MICHEL MARTIN, HOST:

Yesterday, a Wisconsin jury found Kyle Rittenhouse not guilty of the charges he faced for fatally shooting two people and injuring another during unrest in Kenosha last year. The verdict brought cheers from some, including former President Donald Trump and protests from others, including in Portland overnight. And it's been met with disappointment outside the courthouse in Brunswick, Ga., where three white men are on trial after they chased and then killed Ahmaud Arbery, an African American, after they saw him jogging down a residential street.

NPR's Debbie Elliott has this report.

DEBBIE ELLIOTT, BYLINE: News of Kyle Rittenhouse's acquittal spread quickly on the lawn of the Glynn County, Ga., Courthouse.

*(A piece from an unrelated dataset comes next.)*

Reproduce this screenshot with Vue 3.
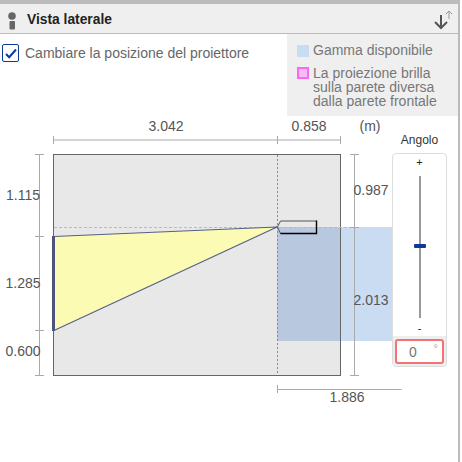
<script setup>
const legend = [
  { key: "range", text: "Gamma disponibile" },
  { key: "warn", text: "La proiezione brilla sulla parete diversa dalla parete frontale" },
];
</script>

<template>
  <div class="panel">
    <header class="head">
      <svg class="info" width="10" height="22" viewBox="0 0 10 22">
        <circle cx="5" cy="8" r="3.8" fill="#666" />
        <rect x="2.5" y="13" width="5.5" height="8.5" rx="1" fill="#666" />
      </svg>
      <span class="title">Vista laterale</span>
      <svg class="swap" width="20" height="22" viewBox="0 0 20 22" fill="none">
        <path d="M8 7V20M2 14l6 6 6-6" stroke="#555" stroke-width="2" />
        <path d="M16 11V3M12.8 6.2 16 3l3.2 3.2" stroke="#999" stroke-width="1" />
      </svg>
    </header>

    <div class="top">
      <label class="check">
        <span class="box">
          <svg width="12" height="11" viewBox="0 0 12 11" fill="none">
            <path d="M1 6 4.2 9.2 11 1.5" stroke="#0b3a9c" stroke-width="2" />
          </svg>
        </span>
        Cambiare la posizione del proiettore
      </label>
      <ul class="legend">
        <li v-for="item in legend" :key="item.key" class="legend-row">
          <i :class="['swatch', `swatch--${item.key}`]"></i>
          <span>{{ item.text }}</span>
        </li>
      </ul>
    </div>

    <div class="diagram">
      <svg class="canvas" width="458" height="346" viewBox="0 116 458 346">
        <rect x="53.5" y="154.5" width="287" height="221" fill="#e8e8e8" />
        <rect x="277" y="227" width="115" height="114" fill="#c9dcf1" />
        <rect x="277" y="227" width="63" height="114" fill="#b8c9df" />
        <rect x="53.5" y="154.5" width="287" height="221" fill="none" stroke="#666" />

        <path d="M277.5 155V375" stroke="#888" stroke-dasharray="2 2" />
        <path d="M54 227.5H359" stroke="#bbb" stroke-dasharray="3 2" />

        <polygon points="54,236.5 277,227 54,330.5" fill="#fbfbb4" />
        <path d="M54 236.5 277 227 54 330.5" fill="none" stroke="#565f85" stroke-width="1.2" />
        <path d="M53.5 236V331" stroke="#4c5580" stroke-width="3" />

        <path d="M277.5 227 280.5 221H316.5V233.5H280.5Z" fill="none" stroke="#555" />
        <path d="M316.5 220.5V233.5H280.5" fill="none" stroke="#000" stroke-width="1.4" />

        <g stroke="#aaa" fill="none">
          <path d="M53.5 136V144M53.5 140H340.5M277.5 136V144M340.5 136V144" />
          <path d="M35 154.5H44M39.5 154.5V375.5M35 236.5H44M35 330.5H44M35 375.5H44" />
          <path d="M350 154.5H359M354.5 154.5V375.5M350 227.5H359M350 375.5H359" />
          <path d="M277.5 385V393M277.5 389.5H401.5" />
        </g>

        <g class="num">
          <text x="166" y="131" text-anchor="middle">3.042</text>
          <text x="309" y="131" text-anchor="middle">0.858</text>
          <text x="370" y="131" text-anchor="middle">(m)</text>
          <text x="23" y="200" text-anchor="middle">1.115</text>
          <text x="23" y="288" text-anchor="middle">1.285</text>
          <text x="23" y="356" text-anchor="middle">0.600</text>
          <text x="371" y="195" text-anchor="middle">0.987</text>
          <text x="371" y="305" text-anchor="middle">2.013</text>
          <text x="347" y="402" text-anchor="middle">1.886</text>
        </g>
      </svg>

      <div class="angle">
        <span class="angle-label">Angolo</span>
        <div class="slider">
          <span class="sign sign--plus">+</span>
          <div class="track"><i class="thumb"></i></div>
          <span class="sign sign--minus">-</span>
          <div class="foot">
            <div class="input"><span>0</span><sup>°</sup></div>
          </div>
        </div>
      </div>
    </div>
  </div>
</template>

<style scoped>
.panel {
  width: 460px;
  height: 462px;
  box-sizing: border-box;
  border-top: 4px solid #bbb;
  border-right: 2px solid #bbb;
  font-family: "Liberation Sans", Arial, sans-serif;
  background: #fff;
}

.head {
  height: 30px;
  box-sizing: border-box;
  display: flex;
  align-items: center;
  padding: 1px 5px 0 7px;
  background: #efefef;
  border-bottom: 1px solid #bbb;
}

.title {
  margin-left: 10px;
  font-size: 13.8px;
  font-weight: bold;
  color: #222;
}

.swap {
  margin-left: auto;
}

.top {
  display: flex;
  height: 82px;
}

.check {
  flex: 1;
  display: flex;
  align-items: flex-start;
  gap: 6px;
  padding: 10px 0 0 2px;
  font-size: 14px;
  line-height: 18px;
  color: #666;
}

.box {
  width: 15px;
  height: 16px;
  flex: none;
  display: flex;
  align-items: center;
  justify-content: center;
  border: 1px solid #0b3a9c;
  border-radius: 2px;
  background: #fff;
}

.legend {
  width: 171px;
  box-sizing: border-box;
  margin: 0;
  padding: 9px 0 0 10px;
  list-style: none;
  background: #efefef;
  font-size: 14px;
  line-height: 14px;
  color: #777;
}

.legend-row {
  display: flex;
  gap: 4px;
  margin-bottom: 9px;
}

.swatch {
  width: 12px;
  height: 12px;
  flex: none;
  box-sizing: border-box;
}

.swatch--range {
  margin-top: 2px;
  background: #c9dcf1;
}

.swatch--warn {
  margin-top: 1px;
  background: #f6bdf0;
  border: 2px solid #ff66f0;
}

.diagram {
  position: relative;
  height: 346px;
}

.canvas {
  display: block;
}

.num {
  font-size: 14px;
  fill: #555;
}

.angle {
  position: absolute;
  left: 392px;
  top: 17px;
  width: 55px;
  display: flex;
  flex-direction: column;
  align-items: center;
}

.angle-label {
  font-size: 12px;
  line-height: 14px;
  color: #333;
  margin-bottom: 6px;
}

.slider {
  width: 55px;
  height: 214px;
  box-sizing: border-box;
  display: flex;
  flex-direction: column;
  align-items: center;
  padding-top: 2px;
  background: #fff;
  border: 1px solid #ddd;
  border-radius: 4px;
  overflow: hidden;
}

.sign {
  font-size: 11px;
  line-height: 12px;
  color: #222;
}

.track {
  position: relative;
  flex: 1;
  width: 2px;
  margin: 8px 0 4px;
  background: #999;
}

.thumb {
  position: absolute;
  left: -5px;
  top: 68px;
  width: 12px;
  height: 4px;
  border-radius: 1px;
  background: #0b3a9c;
}

.foot {
  width: 100%;
  box-sizing: border-box;
  margin-top: 2px;
  padding: 3px 2px 2px;
  background: #eee;
}

.input {
  height: 25px;
  box-sizing: border-box;
  display: flex;
  align-items: center;
  padding-left: 12px;
  border: 2px solid #f27474;
  border-radius: 3px;
  background: #fff;
  font-size: 14px;
  color: #777;
  position: relative;
}

.input sup {
  position: absolute;
  right: 4px;
  top: 1px;
  font-size: 11px;
  color: #aaa;
}
</style>

<style>
html,
body {
  background: #fff;
}
</style>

ARMIAH CRAWFORD: Oh (laughter).

ELLIOTT: Armiah Crawford (ph) and Mercury Gainer (ph) shake their heads in disbelief.

MERCURY GAINER: Personally, I was like - I was - it throw me off. I thought he would be - I thought they were going to find him guilty. But it was kind of like a shock.

ELLIOTT: Mercury Gainer.

GAINER: Knowing that this guy went and pursued people with his gun. And why? Just why?

ELLIOTT: Crawford says a double standard was at play in the way Rittenhouse's actions were judged, and he's concerned about the message this verdict might send.

CRAWFORD: That's kind of what I'm worried about now. Like, OK, if he can get off with that, then what can anybody else get off of it? That's crazy.

ELLIOTT: Crawford and Gainer, both from Brunswick, are among the people who have maintained a presence at the courthouse in support of Ahmaud Arbery's family since the trial started a month ago. His father, Marcus Arbery, was in court listening to the judge and lawyers hash out jury instructions yesterday when the Rittenhouse verdict came down. He doesn't understand how that jury affirmed Rittenhouse's claim of self-defense.

MARCUS ARBERY: Oh, God. It just scare you about this justice system. This world ain't going to never get right till this justice system get right and be fair and start putting these people in jail behind this unnecessary killing.

ELLIOTT: The men who chased Ahmaud Arbery with pickup trucks and shot him to death last year are also claiming self-defense. They say they suspected him in neighborhood break-ins and were trying to make a citizen's arrest. Marcus Arbery says the Rittenhouse verdict doesn't make him worry about the nearly all-white jury hearing the murder case over his son's killing because the facts are so different.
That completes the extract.